While correlation in a regression model tells us about the strength of the relationship between a dependent and independent variable, R-Squared tells us about the extent to which the variance of one variable will impact the variance of the second variable. This is used for evaluating stocks and mutual funds.

How to Calculate R Squared?

R Squared is calculated as:

R2 = 1− (Unexplained Variation/ Total Variation)

​The steps to be followed for arriving at the components of this calculation are:

  1. In order to get to the line of best fit, we must use the regression model, under which the data points of dependent and independent variables have to be considered. 
  2. Once the predicted values are estimated, the actual values have to be subtracted and the results should be squared. 
  3. This results in a list of errors squared.
  4. It is then summed to be equal to the unexplained variance. 
  5. To know the total variance, we must reduce the average actual value from the individual actual values. 
  6. The results have to be squared and added. 
  7. The first sum of errors, which is also the explained variance, must be divided by the total variance sum. This gives us the R squared.​

How is R Squared used in investments?

In the investment world, R squared is represented as a percentage of a mutual fund or stock movements in conjunction with its benchmark. 

For example, an R Squared of 100% for an index fund means that the movement of the stock or fund is entirely in line with or in the same direction as the index. Funds or investments that have a low R Squared (70% or lower) indicate that the fund or security is not in sync with the index movements. 

How does R Squared work?

From a mutual fund investment perspective:

  • R-Squared result offers insight into the proportion of a fund’s movements that can be explained based on the movements in its benchmark index
  • Higher the R-squared, the more closely related the fund’s performance with the index performance
  • Lower R-Squared means the fund doesn’t necessarily behave like its benchmark index
  • The higher the R-squared, the more critical the beta of the investment will be
  • R-Squared that range around zero indicate no performance correlation between an investment and the market benchmark. 
  • R-Squared near 100 means that an investment has a high correlation with an index.

Therefore, investors may notice that index-tracking funds tend to have R-Squared exactly at 100 or somewhere near it. On the other hand, a fund performance that moves widely away from its index will reflect a very low R-Squared number.

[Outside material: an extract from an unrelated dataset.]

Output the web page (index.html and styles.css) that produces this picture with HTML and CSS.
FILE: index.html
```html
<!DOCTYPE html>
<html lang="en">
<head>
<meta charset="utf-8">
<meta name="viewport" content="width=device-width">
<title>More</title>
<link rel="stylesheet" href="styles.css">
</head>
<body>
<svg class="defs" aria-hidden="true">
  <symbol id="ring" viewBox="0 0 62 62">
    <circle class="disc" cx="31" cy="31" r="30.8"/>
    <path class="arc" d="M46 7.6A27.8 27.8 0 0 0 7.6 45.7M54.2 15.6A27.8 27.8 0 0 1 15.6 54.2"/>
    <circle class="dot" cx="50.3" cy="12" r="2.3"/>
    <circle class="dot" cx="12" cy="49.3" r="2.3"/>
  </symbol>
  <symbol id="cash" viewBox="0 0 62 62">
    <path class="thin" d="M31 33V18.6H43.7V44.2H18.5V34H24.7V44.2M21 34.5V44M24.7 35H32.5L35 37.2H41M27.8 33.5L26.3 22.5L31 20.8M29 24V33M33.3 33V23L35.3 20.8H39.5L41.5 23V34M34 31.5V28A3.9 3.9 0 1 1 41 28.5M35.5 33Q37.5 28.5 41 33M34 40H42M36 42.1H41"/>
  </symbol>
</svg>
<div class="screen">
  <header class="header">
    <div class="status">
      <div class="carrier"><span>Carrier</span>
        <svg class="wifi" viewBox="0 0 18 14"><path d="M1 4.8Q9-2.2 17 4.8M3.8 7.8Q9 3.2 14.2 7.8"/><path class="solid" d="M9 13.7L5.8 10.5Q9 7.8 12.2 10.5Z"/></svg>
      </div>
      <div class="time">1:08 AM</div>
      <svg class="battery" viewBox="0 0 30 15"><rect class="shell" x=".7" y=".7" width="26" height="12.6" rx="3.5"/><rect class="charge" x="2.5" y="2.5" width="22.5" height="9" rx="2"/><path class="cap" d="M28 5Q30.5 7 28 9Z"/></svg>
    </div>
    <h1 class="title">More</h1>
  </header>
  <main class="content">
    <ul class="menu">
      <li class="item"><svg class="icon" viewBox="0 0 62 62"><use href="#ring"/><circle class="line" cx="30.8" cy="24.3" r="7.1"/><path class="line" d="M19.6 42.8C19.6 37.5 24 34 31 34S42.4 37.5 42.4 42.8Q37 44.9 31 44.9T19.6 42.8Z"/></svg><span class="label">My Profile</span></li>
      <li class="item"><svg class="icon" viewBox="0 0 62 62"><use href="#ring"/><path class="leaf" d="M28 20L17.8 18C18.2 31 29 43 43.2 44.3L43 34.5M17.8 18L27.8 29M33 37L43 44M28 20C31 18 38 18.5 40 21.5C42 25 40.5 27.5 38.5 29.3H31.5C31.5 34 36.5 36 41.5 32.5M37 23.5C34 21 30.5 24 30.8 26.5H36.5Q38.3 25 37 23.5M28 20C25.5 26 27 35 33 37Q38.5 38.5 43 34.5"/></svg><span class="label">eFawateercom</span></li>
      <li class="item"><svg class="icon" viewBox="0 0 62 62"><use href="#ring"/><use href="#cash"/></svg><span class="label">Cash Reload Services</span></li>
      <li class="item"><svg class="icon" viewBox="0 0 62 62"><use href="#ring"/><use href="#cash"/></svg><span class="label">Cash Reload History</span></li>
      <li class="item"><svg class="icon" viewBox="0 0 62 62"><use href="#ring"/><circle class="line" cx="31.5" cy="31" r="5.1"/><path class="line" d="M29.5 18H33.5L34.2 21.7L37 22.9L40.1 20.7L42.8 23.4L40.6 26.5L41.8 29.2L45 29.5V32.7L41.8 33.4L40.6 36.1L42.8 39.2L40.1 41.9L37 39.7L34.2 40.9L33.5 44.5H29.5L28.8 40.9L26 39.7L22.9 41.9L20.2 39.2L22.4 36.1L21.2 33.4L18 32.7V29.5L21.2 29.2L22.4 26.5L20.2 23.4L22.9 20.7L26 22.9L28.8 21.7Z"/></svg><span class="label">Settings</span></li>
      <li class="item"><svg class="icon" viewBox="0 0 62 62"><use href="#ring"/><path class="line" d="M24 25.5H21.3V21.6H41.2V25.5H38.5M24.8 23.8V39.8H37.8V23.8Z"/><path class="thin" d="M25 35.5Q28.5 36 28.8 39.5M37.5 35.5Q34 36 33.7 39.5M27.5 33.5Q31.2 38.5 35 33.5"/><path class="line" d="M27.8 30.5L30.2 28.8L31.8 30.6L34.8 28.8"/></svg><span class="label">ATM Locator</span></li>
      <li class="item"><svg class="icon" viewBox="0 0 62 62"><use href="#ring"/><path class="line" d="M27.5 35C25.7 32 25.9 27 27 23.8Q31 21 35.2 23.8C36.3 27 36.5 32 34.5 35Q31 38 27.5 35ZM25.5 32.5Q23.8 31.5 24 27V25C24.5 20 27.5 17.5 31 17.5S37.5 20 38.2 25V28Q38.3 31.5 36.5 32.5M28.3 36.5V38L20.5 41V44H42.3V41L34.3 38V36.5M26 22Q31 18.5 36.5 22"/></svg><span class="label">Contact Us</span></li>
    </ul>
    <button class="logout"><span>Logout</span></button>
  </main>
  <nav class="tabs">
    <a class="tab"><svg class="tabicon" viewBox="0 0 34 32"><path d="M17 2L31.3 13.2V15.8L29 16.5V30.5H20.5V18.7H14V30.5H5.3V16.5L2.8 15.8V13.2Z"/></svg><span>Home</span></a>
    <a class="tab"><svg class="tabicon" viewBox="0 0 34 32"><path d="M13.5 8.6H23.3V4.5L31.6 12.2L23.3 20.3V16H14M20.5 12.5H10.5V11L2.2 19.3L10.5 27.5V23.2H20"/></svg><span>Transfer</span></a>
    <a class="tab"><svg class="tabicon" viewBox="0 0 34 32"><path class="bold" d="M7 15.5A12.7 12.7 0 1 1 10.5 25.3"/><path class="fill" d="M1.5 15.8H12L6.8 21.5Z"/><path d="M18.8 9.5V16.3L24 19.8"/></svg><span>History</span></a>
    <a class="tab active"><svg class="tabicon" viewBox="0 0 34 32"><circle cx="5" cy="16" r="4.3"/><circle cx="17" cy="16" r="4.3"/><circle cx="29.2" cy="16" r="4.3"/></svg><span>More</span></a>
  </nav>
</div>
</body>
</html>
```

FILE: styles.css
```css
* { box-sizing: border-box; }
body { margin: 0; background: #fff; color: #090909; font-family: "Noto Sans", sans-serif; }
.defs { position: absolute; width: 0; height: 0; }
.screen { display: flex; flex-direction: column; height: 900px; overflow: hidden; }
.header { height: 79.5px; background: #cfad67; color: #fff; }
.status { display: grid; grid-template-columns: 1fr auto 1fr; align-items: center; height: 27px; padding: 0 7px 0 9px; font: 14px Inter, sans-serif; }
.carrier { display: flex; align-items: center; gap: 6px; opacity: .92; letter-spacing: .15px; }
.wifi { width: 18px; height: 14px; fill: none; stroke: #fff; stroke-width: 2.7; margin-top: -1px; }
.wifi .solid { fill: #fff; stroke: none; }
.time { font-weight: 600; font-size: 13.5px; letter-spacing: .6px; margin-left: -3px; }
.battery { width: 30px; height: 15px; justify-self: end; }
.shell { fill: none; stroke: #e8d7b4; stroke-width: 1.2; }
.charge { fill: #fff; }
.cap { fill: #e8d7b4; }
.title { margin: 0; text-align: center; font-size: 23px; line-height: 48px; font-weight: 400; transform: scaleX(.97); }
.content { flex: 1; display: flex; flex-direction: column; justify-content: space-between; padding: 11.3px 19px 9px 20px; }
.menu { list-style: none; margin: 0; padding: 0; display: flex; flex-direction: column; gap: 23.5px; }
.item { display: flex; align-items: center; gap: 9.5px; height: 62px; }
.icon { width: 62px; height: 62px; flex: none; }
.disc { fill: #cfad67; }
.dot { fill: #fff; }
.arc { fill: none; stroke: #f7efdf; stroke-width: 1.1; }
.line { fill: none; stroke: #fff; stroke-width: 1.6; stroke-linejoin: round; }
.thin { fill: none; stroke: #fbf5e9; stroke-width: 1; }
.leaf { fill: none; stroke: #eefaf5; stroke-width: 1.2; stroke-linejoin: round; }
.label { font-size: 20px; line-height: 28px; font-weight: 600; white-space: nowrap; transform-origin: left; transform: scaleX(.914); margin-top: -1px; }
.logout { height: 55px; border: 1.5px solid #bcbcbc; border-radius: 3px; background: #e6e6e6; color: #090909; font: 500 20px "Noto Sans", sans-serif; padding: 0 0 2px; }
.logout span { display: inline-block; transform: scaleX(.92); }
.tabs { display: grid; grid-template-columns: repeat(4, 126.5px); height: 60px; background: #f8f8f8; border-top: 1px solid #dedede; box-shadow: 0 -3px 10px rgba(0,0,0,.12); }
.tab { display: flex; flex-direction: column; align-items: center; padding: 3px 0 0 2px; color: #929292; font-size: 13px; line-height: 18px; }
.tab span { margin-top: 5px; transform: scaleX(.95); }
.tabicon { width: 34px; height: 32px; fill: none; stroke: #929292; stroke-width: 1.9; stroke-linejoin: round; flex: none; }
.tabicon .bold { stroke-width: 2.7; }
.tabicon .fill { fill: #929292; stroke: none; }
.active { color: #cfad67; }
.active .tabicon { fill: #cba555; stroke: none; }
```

Factors to note while using R-Squared

Investors must bear in mind that R-Squared comes with its own limitations.

  • R-Squared calculations are based on historical returns. Therefore, its ability to fetch accurate predictions is not guaranteed. 
  • R-Squared of one investment won’t tell an investor how it will behave against other related investments or mutual funds within the portfolio.

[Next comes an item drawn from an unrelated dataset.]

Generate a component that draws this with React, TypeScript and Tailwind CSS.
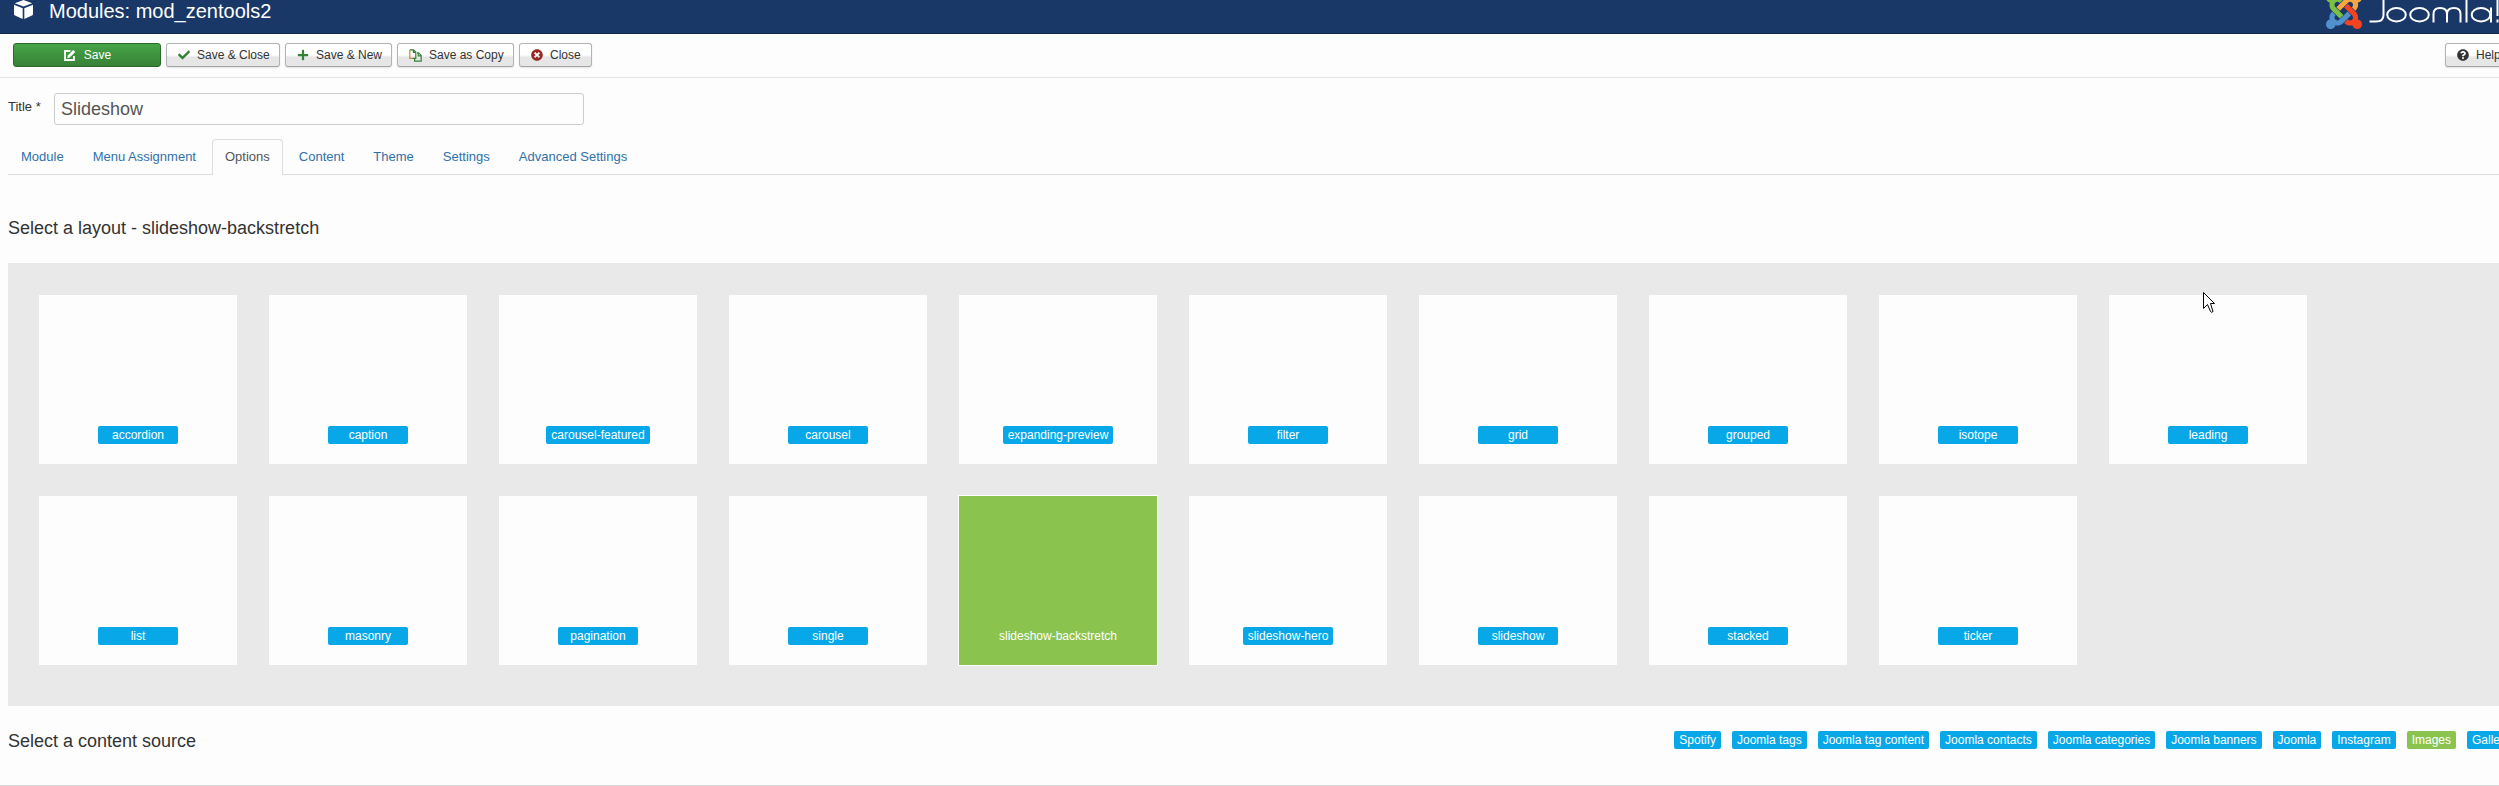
import React from "react";
import { FaCheck, FaPlus, FaTimesCircle, FaQuestionCircle } from "react-icons/fa";

const layouts = [
  "accordion", "caption", "carousel-featured", "carousel", "expanding-preview", "filter", "grid", "grouped", "isotope", "leading",
  "list", "masonry", "pagination", "single", "slideshow-backstretch", "slideshow-hero", "slideshow", "stacked", "ticker",
];

const tabs = ["Module", "Menu Assignment", "Options", "Content", "Theme", "Settings", "Advanced Settings"];

const sources = [
  "Spotify", "Joomla tags", "Joomla tag content", "Joomla contacts", "Joomla categories", "Joomla banners",
  "Joomla", "Instagram", "Images", "Gallery",
];

function CubeIcon() {
  return (
    <svg viewBox="0 0 19 19" className="h-[19px] w-[19px]" aria-hidden="true" fill="#fff">
      <path d="M9.500 0L18.200 3.200L9.500 6.600L.8 3.200Z" />
      <path d="M0 4.700L8.700 8.200V19L1 15.600Q0 15.200 0 14.200Z" />
      <path d="M19 4.700L10.300 8.200V19L18 15.600Q19 15.200 19 14.200Z" />
    </svg>
  );
}

function EditIcon() {
  return (
    <svg viewBox="0 0 14 14" className="h-[13px] w-[13px]" aria-hidden="true">
      <path d="M8 2.200H2.200v9.600h9.600V7.500" fill="none" stroke="#fff" strokeWidth="2" />
      <path d="M4.600 9.600l.5-2.600L11 1l2.200 2.100-5.900 6z" fill="#fff" />
    </svg>
  );
}

function CopyIcon() {
  return (
    <svg viewBox="0 0 13 13" className="size-[13px]" aria-hidden="true" fill="none" strokeWidth="1.200">
      <path d="M3.500 9.400H.8V.8" stroke="#d08a2c" />
      <path d="M.8.800H4.600L6.800 3V9.400H3.500M4.400.8V3.400H6.800" stroke="#378137" />
      <path d="M8 3.800H9.600l2.600 2.600v5.800H5.600V9.400M9.200 3.800v3h3" stroke="#378137" />
    </svg>
  );
}

function ToolButton({ icon, label, className }: { icon: React.ReactNode; label: string; className: string }) {
  return (
    <button
      type="button"
      className={
        "flex h-6 shrink-0 items-center gap-[7px] rounded-[3px] border border-[#b3b3b3] border-b-[#a2a2a2] bg-linear-to-b from-white from-50% to-[#e6e6e6] to-60% pl-[11px] text-[12px] text-[#333] shadow-[0_1px_2px_rgba(0,0,0,0.1)] " +
        className
      }
    >
      {icon}
      {label}
    </button>
  );
}

function JoomlaLogo() {
  return (
    <svg viewBox="0 0 173 34" className="h-[34px] w-[173px] shrink-0" role="img" aria-label="Joomla!">
      <svg x="0" y="-7" width="36" height="36" viewBox="0 32 448 448">
        <path fill="#7ac143" d="M.6 92.1C.6 58.8 27.4 32 60.4 32c30 0 54.5 21.9 59.2 50.2 32.6-7.6 67.1.6 96.5 30l-44.3 44.3c-20.5-20.5-42.6-16.3-55.4-3.500-14.300 14.300-14.300 37.900 0 52.200l99.500 99.500-44 44.300c-87.700-87.200-49.700-49.700-99.800-99.700-26.800-26.500-35-64.800-24.800-98.900C20.400 144.600.6 120.700.6 92.100z" />
        <path fill="#f9a541" d="M130.100 208.500l44.300 44.300c10-10 89.700-89.700 99.700-99.800 14.300-14.300 37.600-14.300 51.900 0 12.800 12.800 17 35-3.500 55.400l44 44.300c31.200-31.200 38.500-67.600 28.900-101.200 29.200-4.100 51.900-29.200 51.900-59.500 0-33.200-26.800-60.100-59.800-60.100-30.300 0-55.400 22.500-59.500 51.600-33.800-9.900-71.700-1.500-98.300 25.100-18.300 19.100-71.100 71.500-99.600 99.900z" />
        <path fill="#f44321" d="M396.400 360.700c8.200-32.700-.9-68.500-26.300-93.900-11.800-12.200 5 4.700-99.500-99.700l-44.300 44.300 99.700 99.700c14.300 14.300 14.300 37.600 0 51.900-12.800 12.800-35 17-55.400-3.500l-44 44.300c27.600 30.200 68 38.800 102.700 28 5.500 27.400 29.700 48.100 58.900 48.100 33 0 59.800-26.800 59.800-60.100 0-30.200-22.500-55-51.600-59.100z" />
        <path fill="#5091cd" d="M312.100 307.600l-44-44.300c-87 86.400-50.400 50.400-99.700 99.800-14.300 14.300-37.600 14.300-51.900 0-13.100-13.400-16.900-35.300 3.200-55.400l-44-44.300c-30.200 30.200-38 65.200-29.500 98.300-26.700 6-46.200 29.900-46.200 58.200C0 453.200 26.800 480 59.800 480c28.600 0 52.500-19.800 58.600-46.700 32.700 8.200 68.500-.6 94.200-26 32.100-32 12.200-12.400 99.500-99.700z" />
      </svg>
      <g fill="none" stroke="#fff" strokeWidth="2">
        <path d="M57.500 -4V15Q57.500 21.500 50 21.500H43.500" />
        <ellipse cx="70.500" cy="14.800" rx="9.300" ry="6.700" />
        <ellipse cx="93.500" cy="14.800" rx="9.300" ry="6.700" />
        <path d="M107.500 22.500V14Q107.500 8 114 8Q121 8 121 14V22.500M121 14Q121 8 128 8Q134.500 8 134.500 14V22.500" />
        <path d="M140.500 -4V22.500" />
        <ellipse cx="155" cy="14.800" rx="9.300" ry="6.700" />
        <path d="M165 7.500V22.500M171.500 -4V16M171.500 19.500V22.500" />
      </g>
    </svg>
  );
}

export default function App() {
  return (
    <div className="min-h-screen overflow-x-hidden bg-[#fdfdfd] font-['Liberation_Sans',Arial,sans-serif] text-[13px] text-[#333]">
      <header className="flex h-[34px] items-start justify-between overflow-hidden border-b border-[#142849] bg-[#1a3867] pl-3.5 text-white">
        <div className="flex items-start gap-4">
          <CubeIcon />
          <h1 className="text-[20px] leading-[22px]">Modules: mod_zentools2</h1>
        </div>
        <JoomlaLogo />
      </header>

      <div className="flex h-11 items-start justify-between border-b border-[#e5e5e5] pt-[9px] pl-[13px]">
        <div className="flex gap-[5px]">
          <button
            type="button"
            className="flex h-6 w-[148px] items-center justify-center gap-2 rounded-[3px] border border-[#2b6a2b] bg-linear-to-b from-[#46a546] to-[#378137] text-[12px] text-white"
          >
            <EditIcon />
            Save
          </button>
          <ToolButton className="w-[114px]" label="Save & Close" icon={<FaCheck className="size-3 text-[#378137]" />} />
          <ToolButton className="w-[107px]" label="Save & New" icon={<FaPlus className="size-3 text-[#378137]" />} />
          <ToolButton className="w-[117px]" label="Save as Copy" icon={<CopyIcon />} />
          <ToolButton className="w-[73px]" label="Close" icon={<FaTimesCircle className="size-3 text-[#942a25]" />} />
        </div>
        <ToolButton className="-mr-4 w-[70px]" label="Help" icon={<FaQuestionCircle className="size-3" />} />
      </div>

      <main className="pl-2">
        <div className="flex items-start pt-[15px]">
          <label htmlFor="title" className="w-[46px] pt-[5px] text-[13px] leading-[18px]">Title *</label>
          <input
            id="title"
            type="text"
            defaultValue="Slideshow"
            className="h-8 w-[530px] rounded-[3px] border border-[#ccc] bg-[#fdfdfd] px-1.5 text-[18px] text-[#555]"
          />
        </div>

        <nav className="mt-3.5 flex h-9 gap-[3px] border-b border-[#ddd]">
          {tabs.map((tab) => (
            <a
              key={tab}
              href="#"
              className={
                tab === "Options"
                  ? "h-9 rounded-t border border-b-0 border-[#ddd] bg-[#fdfdfd] px-3 text-[13px] leading-[34px] text-[#555]"
                  : "h-9 border border-b-0 border-transparent px-3 text-[13px] leading-[34px] text-[#3071a9]"
              }
            >
              {tab}
            </a>
          ))}
        </nav>

        <h2 className="mt-10 text-[18px] leading-[26px]">Select a layout - slideshow-backstretch</h2>

        <section className="mt-[22px] flex flex-wrap gap-8 bg-[#e9e9e9] pt-8 pr-40 pb-[41px] pl-[31px]">
          {layouts.map((name) =>
            name === "slideshow-backstretch" ? (
              <button key={name} type="button" className="flex h-[169px] w-[198px] items-end justify-center bg-[#8bc34f] pb-5 text-[12px] leading-[18px] text-white outline outline-white">
                {name}
              </button>
            ) : (
              <button key={name} type="button" className="relative flex h-[169px] w-[198px] items-end justify-center bg-[#fdfdfd] pb-5 text-[12px] leading-[18px] text-white">
                <span className="min-w-20 rounded-xs bg-[#08a8e8] px-[5px]">{name}</span>
                {name === "leading" && (
                  <svg viewBox="0 0 12 21" className="absolute -top-[3px] left-[94px] h-[21px] w-3" aria-hidden="true">
                    <path d="M.5.500V16.500L4.500 12.500L7.500 19.500Q8.500 21 10 19.500L7.500 11.500H11.500Z" fill="#fff" stroke="#000" />
                  </svg>
                )}
              </button>
            ),
          )}
        </section>

        <section className="flex h-[79px] items-start justify-between overflow-hidden pt-[22px]">
          <h2 className="text-[18px] leading-[26px]">Select a content source</h2>
          <div className="-mr-4 flex gap-[11px] pt-[3px]">
            {sources.map((s) => (
              <button
                key={s}
                type="button"
                className={
                  s === "Images"
                    ? "h-[18px] rounded-xs bg-[#8bc34f] px-[5px] text-[12px] leading-[18px] whitespace-nowrap text-white"
                    : "h-[18px] rounded-xs bg-[#08a8e8] px-[5px] text-[12px] leading-[18px] whitespace-nowrap text-white"
                }
              >
                {s}
              </button>
            ))}
          </div>
        </section>
      </main>
      <hr className="border-[#d5d5d5]" />
    </div>
  );
}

Before understanding the difference between Beta and R-Squared, let us understand the concept of Beta.

What is Beta?

Beta is a measurement that helps determine a stock price’s responsiveness to overall stock market changes. While comparing the performance of the benchmark index like the NSE Nifty to a chosen stock’s returns, there is a pattern that can be observed showing the stock’s openness towards the market risk. Reading this can help investors in deciding whether to opt for a riskier stock that may be highly correlated with the market (having a beta above 1), or opt for a less volatile stock that has a beta below 1.

Most market experts suggest reading the Beta and R-Squared together rather than individually. Here are the reasons why reading them together can be beneficial in investment decision-making:

  1. R-Squared considers every price change of an asset and how it closely corresponds to a benchmark. Beta, however, focuses on how big the price change is in relation to the benchmark. 
  2. When both these are used together, they provide investors a holistic view of the asset’s performance. By using the two together, investors can understand the investment and its correlation with the index to create a robust investment portfolio and make sound investment decisions.

Conclusion

While R squared is a very useful technical analysis tool while measuring a fund or stock performance, it requires some degree of expertise due to its statistical nature. In order to ensure thorough usage of R squared, investors must ideally calculate it for each of the fund or stock in their portfolio to know the overall portfolio performance. Also important is the usage of Beta in conjunction with R squared. 

FAQs

What are some of the common risk measurement tools used for investments?

Some of the commonly used risk measurement tools for investment decisions are Beta, R squared, Sharpe ratio, Alpha, Standard deviation, and Sortino ratio.

What is alpha in mutual fund performance measurement?

Alpha measures a fund manager’s performance in aligning the fund’s returns to the benchmark. A negative alpha means underperformance, and a positive alpha means good performance on the manager’s part.

What is adjusted R squared?

Adjusted R squared modifies the R squared measurement to include additional independent variables for enhancing the calculation.

How to interpret R squared value?

R-Squared values can be divided into three levels, 1-40% indicating low correlation to the benchmark, 40-70% indicating average correlation and 70-100% indicating high correlation.

How is standard deviation used in measuring mutual fund risks?

Standard deviation is used for learning about the volatility of mutual fund schemes. It estimates the dispersion of data away from the mean. The more the dispersion, the higher the difference between fund performance and the benchmark. This tells investors how much the fund’s returns are deviating from the expected returns as per its historical performance.